The government of Zimbabwe’s core business appears to have been reduced to paying civil servants’ salaries, abandoning other responsibilities, as the economy becomes President Robert Mugabe’s biggest undoing, one year after sweeping to power in 2013.
BY NDAMU SANDU
Last week Zanu PF celebrated its victory anniversary notwithstanding the attendant economic collapse since Mugabe retained the keys to State House in a controversial election.
Zanu PF promised when campaigning that it would create over two million jobs by 2018. Of that figure, 222 800 were supposed to have been created in the first year.
The glaring fact on the ground however is that many hundreds of jobs have been lost since that promise was made as scores of companies close every month.
The manufacturing sector was projected to add 15 000 jobs to 140 000 in the first year. Needless to say, the opposite has been true. Companies continue to shed jobs every day, weighed down by the harsh economic environment.
Statistics from the Zimbabwe Congress of Trade Unions show that 15 companies retrenched 2 491 in the first half of the year. Analysts have warned that more jobs would be shed in the second half of the year.
Government’s tax base has been shrinking as the faltering takes a toll on companies.
The biggest tax contributors in a healthy economy — Paye and corporate tax — have been shrinking drastically, showing a disturbing level of economic decline.
Statistics from the Zimbabwe Revenue Authority show that revenue collection in the first half declined by 1% to $1,72 billion from the same period last year.
Of that revenue, individual tax (Paye) contributed 25%. This does not mean that more jobs were created in the first half but a result of Zimra’s intensified raids and penalties.
Analysts say although the blitz yielded fruit, it was unsustainable in the short to medium term.
In a letter to the International Monetary Fund, Harare told Washington that there are significant risks to the revenue side of the budget. It said the country was facing large maturities on domestic T-bills and loans in 2014.

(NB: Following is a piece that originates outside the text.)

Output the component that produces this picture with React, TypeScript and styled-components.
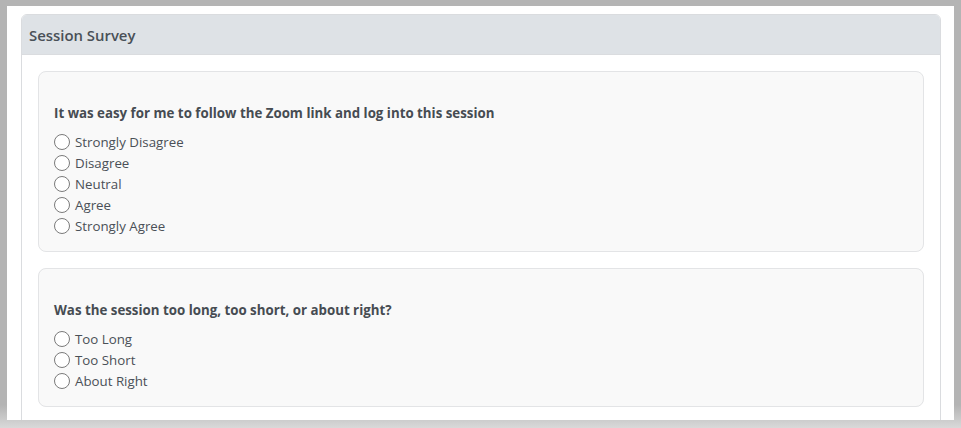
import React from "react";
import styled, { createGlobalStyle } from "styled-components";

const GlobalStyle = createGlobalStyle`
  html, body {
    margin: 0;
    padding: 0;
    height: 100%;
    overflow: hidden;
  }
  body {
    background: linear-gradient(#b4b4b4 0, #b4b4b4 405px, #d9d9d9 428px);
    font-family: "Open Sans", "Liberation Sans", sans-serif;
  }
`;

const Page = styled.div`
  margin: 6px 7px 0 7px;
  height: 414px;
  background: #fff;
  padding: 8px 13px 0 14px;
  box-sizing: border-box;
  overflow: hidden;
`;

const Card = styled.section`
  border: 1px solid #dadcdf;
  border-radius: 6px;
  background: #fff;
  min-height: 440px;
  overflow: hidden;
`;

const CardHeader = styled.header`
  height: 39px;
  display: flex;
  align-items: center;
  padding: 0 7px;
  background: #dee2e6;
  border-bottom: 1px solid #dadcdf;
  color: #495057;
  font-size: 14.9px;
  font-weight: 600;
`;

const CardBody = styled.div`
  padding: 16px 16px;
  display: flex;
  flex-direction: column;
  gap: 16px;
`;

const Question = styled.fieldset`
  margin: 0;
  border: 1px solid #e3e4e6;
  border-radius: 8px;
  background: #f9f9f9;
  padding: 32px 15px 15px 15px;
`;

const Prompt = styled.legend`
  float: left;
  width: 100%;
  padding: 0;
  margin: 0 0 8px 0;
  font-size: 13.3px;
  font-weight: 700;
  line-height: 19px;
  color: #464c52;
`;

const Options = styled.div`
  clear: both;
  display: flex;
  flex-direction: column;
`;

const Option = styled.label`
  display: flex;
  align-items: center;
  gap: 5px;
  height: 21px;
  font-size: 13.3px;
  color: #4a5057;
  cursor: pointer;
`;

const Radio = styled.input.attrs({ type: "radio" })`
  appearance: none;
  margin: 0;
  width: 16px;
  height: 16px;
  border: 1px solid #7a7a7a;
  border-radius: 50%;
  background: #fff;
  box-sizing: border-box;
  flex-shrink: 0;
  &:checked {
    background: radial-gradient(#0d6efd 0 4px, #fff 4.5px);
    border-color: #0d6efd;
  }
`;

const questions = [
  {
    id: "zoom",
    text: "It was easy for me to follow the Zoom link and log into this session",
    options: ["Strongly Disagree", "Disagree", "Neutral", "Agree", "Strongly Agree"],
  },
  {
    id: "length",
    text: "Was the session too long, too short, or about right?",
    options: ["Too Long", "Too Short", "About Right"],
  },
];

const App: React.FC = () => {
  return (
    <>
      <GlobalStyle />
      <Page>
        <Card>
          <CardHeader>Session Survey</CardHeader>
          <CardBody>
            {questions.map((q) => (
              <Question key={q.id}>
                <Prompt>{q.text}</Prompt>
                <Options>
                  {q.options.map((o) => (
                    <Option key={o}>
                      <Radio name={q.id} value={o} />
                      {o}
                    </Option>
                  ))}
                </Options>
              </Question>
            ))}
          </CardBody>
        </Card>
      </Page>
    </>
  );
};

export default App;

Government has been borrowing on the domestic market to finance recurrent expenditure and clear debts as revenue inflows are inadequate to meet competing needs.
To mitigate the challenges, Zimbabwe told IMF that Finance minister Patrick Chinamasa had proposed a stimulus package of nearly US$1 billion.
“The package amounts to about US$ 933 million [6,9% of GDP] and places a heavier weight on revenue measures, including US$ 554 million [4,1% of GDP] from selective increases in customs duties, targeted tax compliance operations, non-tax revenues mobilised largely by redirecting surplus resources in several extra-budgetary funds, and from measures to address custom revenue leakages,” government said.
Analysts say raising more revenue from taxes would deliver the final blow to the economy.
“Government cannot extract something from the already bleeding companies. What government is planning to do is akin to expecting to get orange juice from lemons,” a commercial lawyer said.
Former Finance minister Tendai Biti said the economy has been informalised, typical of a collapsing economy in which people produce for self-sufficiency.
In his 2014 national budget, Chinamasa said the old economy was dead and a new one, based on the informal sector, had been born, urging financial institutions to support small to medium- sized enterprises.
Biti said the informal sector does not pay taxes but operates on a layer of licences and pay rents to warlords. This system is prevalent at Mupedzanhamo and Siya-So in Mbare where Zanu PF chefs collect daily rentals at the expense of the Harare City Council.
“There is a lot of patronage which is characteristic of the informal sector and you see the merging of the informal sector with the party’s [Zanu PF] apparatus,” he said.
Biti said the sectors that can escape the scalp of the economic crisis were the extractive and tobacco industries because they produce for exports.
Economic commentator Gilbert Muponda said the most pressing issue since elections was the failure to resolve the liquidity crisis and to get access to international resources in the form of foreign direct investment.
“The main problem is isolation from international capital,” he said.